Kiosk signature software and the customer experience
Customers do not usually comment on document workflow unless it goes badly. They notice when check-in feels slow, repetitive, or disorganized. They also notice when they are handed a clipboard, asked to print carefully, and then told to wait while someone scans their paperwork.
A kiosk can make the experience faster and more professional, but only if it is designed with the customer in mind. The process should be short, readable, and obvious. Forms should not ask for the same information twice. If a customer has already completed part of the process online, the kiosk should not force them to start over.
This is why all-in-one workflow design matters more than a standalone signature feature. The signature is one step. The real business value comes from connecting that step to check-in, communication, recordkeeping, and follow-up.
Trade-offs to consider before you implement
Kiosks are not magic. A shared device still needs basic operational planning. You need to think about screen placement, privacy, device security, sanitization, and whether your front desk has enough physical space for a self-serve station.
You also need a process for exceptions. A parent signing for a minor, a customer who needs language support, or a guest who starts a form on the wrong profile can all create friction if the system is too rigid. Flexibility matters as much as speed.
There is also the question of staffing. Some teams assume kiosk signing means removing staff from the process entirely. In practice, the best deployments use kiosks to reduce repetitive tasks so staff can focus on higher-value interactions. The software should take care of the predictable steps. Your team should handle the human ones.
How to choose the right setup
The simplest way to evaluate kiosk signature software is to map your current intake process from arrival to completed record. Look at where people wait, where staff re-enter data, where documents go missing, and where follow-up depends on manual work.
Then ask a few practical questions. Do you need waivers only, or full intake and check-in? Do customers complete forms on-site, before arrival, or both? Do you operate one location or many? Do signed documents need to connect with booking, CRM, POS, or marketing systems? The answers will tell you whether you need a basic eSignature tool or a broader operations platform.

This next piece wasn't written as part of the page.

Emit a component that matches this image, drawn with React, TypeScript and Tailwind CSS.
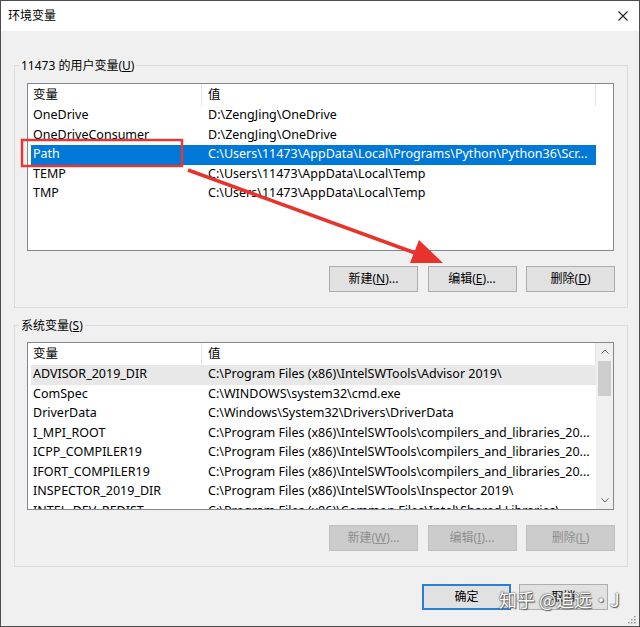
import React from "react";

type RowProps = { name: string; value: string; selected?: boolean; hover?: boolean };

function Row({ name, value, selected, hover }: RowProps) {
  const hl = selected ? "bg-[#0078d7] text-white" : hover ? "bg-[#e8e8e8]" : "";
  return (
    <div className="flex h-[19.5px] items-center">
      <div className={`ml-[3px] flex h-full w-[565px] items-center ${hl}`}>
        <div className="w-[171px] overflow-hidden whitespace-nowrap pl-[2px]">{name}</div>
        <div className="w-[394px] overflow-hidden whitespace-nowrap pl-[6px]">{value}</div>
      </div>
    </div>
  );
}

function Header() {
  return (
    <div className="flex h-[22px] items-center">
      <div className="flex h-full w-[174px] items-center border-r border-[#e5e5e5] pl-[5px]">变量</div>
      <div className="flex h-full w-[394px] items-center border-r border-[#e5e5e5] pl-[6px]">值</div>
    </div>
  );
}

type BtnProps = { label: string; u?: string; tail?: string; disabled?: boolean; def?: boolean };

function Btn({ label, u, tail, disabled, def }: BtnProps) {
  const cls = disabled
    ? "border border-[#bfbfbf] bg-[#cccccc] text-[#8f8f8f]"
    : def
    ? "border-2 border-[#2a7fd4] bg-[#e1e1e1] text-black"
    : "border border-[#adadad] bg-[#e1e1e1] text-black";
  return (
    <div className={`flex h-[26px] w-[89px] items-center justify-center text-[12px] ${cls}`}>
      <span>
        {label}
        {u ? (
          <>
            (<span className="underline">{u}</span>){tail}
          </>
        ) : null}
      </span>
    </div>
  );
}

const userVars: RowProps[] = [
  { name: "OneDrive", value: "D:\\ZengJing\\OneDrive" },
  { name: "OneDriveConsumer", value: "D:\\ZengJing\\OneDrive" },
  {
    name: "Path",
    value: "C:\\Users\\11473\\AppData\\Local\\Programs\\Python\\Python36\\Scr...",
    selected: true,
  },
  { name: "TEMP", value: "C:\\Users\\11473\\AppData\\Local\\Temp" },
  { name: "TMP", value: "C:\\Users\\11473\\AppData\\Local\\Temp" },
];

const sysVars: RowProps[] = [
  { name: "ADVISOR_2019_DIR", value: "C:\\Program Files (x86)\\IntelSWTools\\Advisor 2019\\", hover: true },
  { name: "ComSpec", value: "C:\\WINDOWS\\system32\\cmd.exe" },
  { name: "DriverData", value: "C:\\Windows\\System32\\Drivers\\DriverData" },
  { name: "I_MPI_ROOT", value: "C:\\Program Files (x86)\\IntelSWTools\\compilers_and_libraries_20..." },
  { name: "ICPP_COMPILER19", value: "C:\\Program Files (x86)\\IntelSWTools\\compilers_and_libraries_20..." },
  { name: "IFORT_COMPILER19", value: "C:\\Program Files (x86)\\IntelSWTools\\compilers_and_libraries_20..." },
  { name: "INSPECTOR_2019_DIR", value: "C:\\Program Files (x86)\\IntelSWTools\\Inspector 2019\\" },
  { name: "INTEL_DEV_REDIST", value: "C:\\Program Files (x86)\\Common Files\\Intel\\Shared Libraries\\" },
];

export default function App() {
  return (
    <div className="relative h-[627px] w-[640px] overflow-hidden border border-[#4d4d4d] bg-[#f0f0f0] font-['Noto_Sans','Noto_Sans_CJK_SC',sans-serif] text-[12.5px] text-black">
      {/* Title bar */}
      <div className="flex h-[30px] items-center justify-between bg-white pl-[7px] pr-[11px]">
        <span className="text-[12px]">环境变量</span>
        <svg width="10" height="10" viewBox="0 0 10 10">
          <path d="M0.5 0.5 L9.5 9.5 M9.5 0.5 L0.5 9.5" stroke="#222" strokeWidth="1.1" fill="none" />
        </svg>
      </div>

      {/* Body */}
      <div className="pl-[13px] pr-[11px] pt-[26px]">
        {/* User variables */}
        <fieldset className="m-0 w-[614px] border border-[#dcdcdc] p-0">
          <legend className="ml-[4px] px-[2px] text-[12px] leading-[17px]">
            11473 的用户变量(<span className="underline">U</span>)
          </legend>
          <div className="px-[12px] pb-[15px] pt-[9px]">
            <div className="h-[168px] w-[587px] overflow-hidden border border-[#828790] bg-white">
              <Header />
              {userVars.map((r) => (
                <Row key={r.name} {...r} />
              ))}
            </div>
            <div className="mt-[15px] flex justify-end gap-[9.5px]">
              <Btn label="新建" u="N" tail="..." />
              <Btn label="编辑" u="E" tail="..." />
              <Btn label="删除" u="D" />
            </div>
          </div>
        </fieldset>

        {/* System variables */}
        <fieldset className="m-0 mt-[9px] w-[614px] border border-[#dcdcdc] p-0">
          <legend className="ml-[4px] px-[2px] text-[12px] leading-[17px]">
            系统变量(<span className="underline">S</span>)
          </legend>
          <div className="px-[12px] pb-[15px] pt-[8px]">
            <div className="flex h-[168px] w-[587px] overflow-hidden border border-[#828790] bg-white">
              <div className="w-[568px] overflow-hidden">
                <Header />
                {sysVars.map((r) => (
                  <Row key={r.name} {...r} />
                ))}
              </div>
              <div className="flex w-[17px] flex-col bg-[#f0f0f0]">
                <div className="flex h-[17px] items-center justify-center">
                  <svg width="8" height="5" viewBox="0 0 8 5">
                    <path d="M0.5 4.5 L4 1 L7.5 4.5" stroke="#606060" strokeWidth="1" fill="none" />
                  </svg>
                </div>
                <div className="mx-[2px] mt-[1px] h-[35px] bg-[#cdcdcd]" />
                <div className="flex-1" />
                <div className="flex h-[17px] items-center justify-center">
                  <svg width="8" height="5" viewBox="0 0 8 5">
                    <path d="M0.5 0.5 L4 4 L7.5 0.5" stroke="#606060" strokeWidth="1" fill="none" />
                  </svg>
                </div>
              </div>
            </div>
            <div className="mt-[15px] flex justify-end gap-[9.5px]">
              <Btn label="新建" u="W" tail="..." disabled />
              <Btn label="编辑" u="I" tail="..." disabled />
              <Btn label="删除" u="L" disabled />
            </div>
          </div>
        </fieldset>

        {/* Dialog buttons */}
        <div className="mt-[17px] flex justify-end gap-[8px] pr-[20px]">
          <Btn label="确定" def />
          <Btn label="取消" />
        </div>
      </div>

      {/* Annotation overlay: red box and arrow */}
      <svg className="pointer-events-none absolute left-[-1px] top-[-1px]" width="640" height="627">
        <rect x="22" y="140" width="160" height="26" fill="none" stroke="#e0393a" strokeWidth="2.5" />
        <line x1="188" y1="170" x2="418" y2="254" stroke="#e8332c" strokeWidth="3.5" />
        <polygon points="443,263 410,263 419,240" fill="#e8332c" />
      </svg>

      {/* Watermark */}
      <div className="pointer-events-none absolute left-[498px] top-[587px] whitespace-nowrap font-['Noto_Sans_CJK_SC',sans-serif] text-[18px] leading-[22px] text-white [text-shadow:0_0_1px_#444,0_0_2px_#555,1px_1px_1px_#666]">
        知乎 @追远·J
      </div>

      {/* Resize grip */}
      <svg className="pointer-events-none absolute bottom-[2px] right-[3px]" width="8" height="8" viewBox="0 0 8 8">
        <rect x="6" y="0" width="1.5" height="1.5" fill="#999" />
        <rect x="3" y="3" width="1.5" height="1.5" fill="#999" />
        <rect x="6" y="3" width="1.5" height="1.5" fill="#999" />
        <rect x="0" y="6" width="1.5" height="1.5" fill="#999" />
        <rect x="3" y="6" width="1.5" height="1.5" fill="#999" />
        <rect x="6" y="6" width="1.5" height="1.5" fill="#999" />
      </svg>
    </div>
  );
}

For many customer-facing businesses, the right fit is software that supports kiosk signing as one part of a larger workflow. That means web forms, automated document generation, mobile completion options, and integrations are not extras. They are what keep the kiosk from becoming another disconnected tool.
OtterSign is one example of that approach, combining kiosk signing with waivers, forms, check-ins, automation, and system integrations so businesses can manage intake in one place instead of patching together separate apps.
The real value of kiosk signature software
The strongest case for kiosk signature software is not that it replaces pen and paper. It is that it creates a faster, more controlled front-door process for your business.
When intake is handled well, lines move faster, records are easier to trust, and staff spend less time chasing signatures or correcting incomplete forms. Customers get through check-in with less friction. Managers get consistency across locations. Administrators get cleaner documentation when it matters.
If your team is still printing waivers, scanning signed pages, and searching through folders later, the issue is not just paperwork. It is workflow design. The right kiosk setup fixes that at the point where operations either stay organized or start falling behind.
The best next step is not to ask whether you need digital signatures. It is to ask whether your check-in process is helping your business move faster or quietly slowing it down every day.